Van Zant at Sherburn Friday, Saturday
Did you miss Sturgis?
Don’t worry, it’s coming to Sherburn.
Jimmie Van Zant, a 17-year headliner at the Black Hills Motor Classic, is performing 7 p.m. tonight and Saturday at the Bulls, Bikes & Babes event at the I-90 Expo Canter at 1010 70th Ave. in Sherburn. In addition to the concert, the event will include bull riding, cowboy poker, wild cow milking and poker run. Food and liquid refreshments will also be available.
In an interview with the Daily News Thursday, Van Zant talked about his family, values and music – all of which reflect down-home American values.
Shunting aside the label “Southern Rock”, Van Zant aims to bring in an ever-growing audience that includes across-the-spectrum music fans, or as he says, grandparents, parents and kids.
“My fans are my family’s fans,” Van Zant said.

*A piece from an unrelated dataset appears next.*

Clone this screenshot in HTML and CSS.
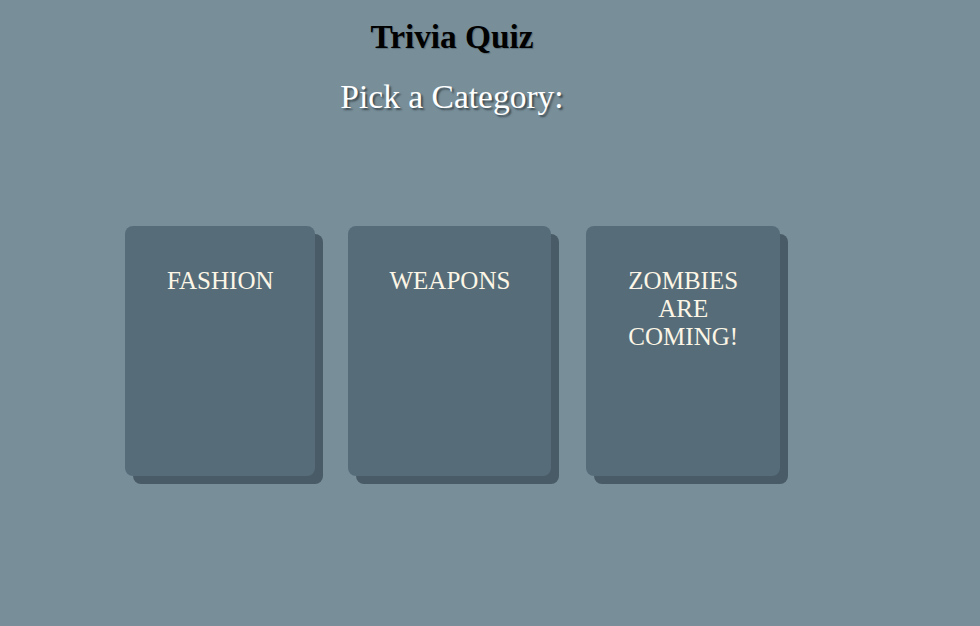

And that’s quite a pedigree.
Van Zant’s cousins are Johnny, Donnie (.38 Special) and Ronnie (Lynyrd Skynyrd) Van Zant. It was Ronnie who mentored Jimmie’s early development as a guitarist.
Van Zant said his fans include those who grew up with Skynyrd in their 20s, many of whom are now parents and grandparents of his youngest fans.
“The fan base is extremely huge,” Van Zant said. “We’re bringing in little kids 7 and 8.”
It’s bands like Van Zant’s that are resuscitating classic R&B and giving it a second life via a growing country fan base. Besides drawing in fans of classic Southern rock bands like the Allman Brothers and Pure Prairie League, that ever-growing fan base includes country, mainstream rock and other music fans that have turned away from hip hop and out-in-the-ozone experimental. Van Zant looks a lot like the late Waylon Jennings, and probably for a good reason. Like Jennings, he seems to be building on a growing crossover country base in which country has not only embraced but formed a marriage with classic rock.
As Van Zant describes it, his band plays country with flair, R&B and gospel.
“It’s down home music that people can identify and understand,” he said.
Like Johnny Cash, Van Zant’s father was a trucker, so he grew up listening to The Man in Black who said more than once that he was playing for the Common Man. And, like Cash, Van Zant is working on setting up some concerts in prisons.
While all of society is subject to the temptations of drugs and alcohol, it’s probably safe to say such things are an occupational hazard for those in the music industry. Van Zant acknowledges that reality, but at the same time says personal character is necessary to withstand those temptations and succeed professionally.
“It’s all around us. It’s never going away,” Van Zant said. “Every individual has to step up to the mirror and go on from there.”
Van Zant will perform classic numbers from the Van Zant family repertoire as well as selections from his new album, “My Name is Jimmie.”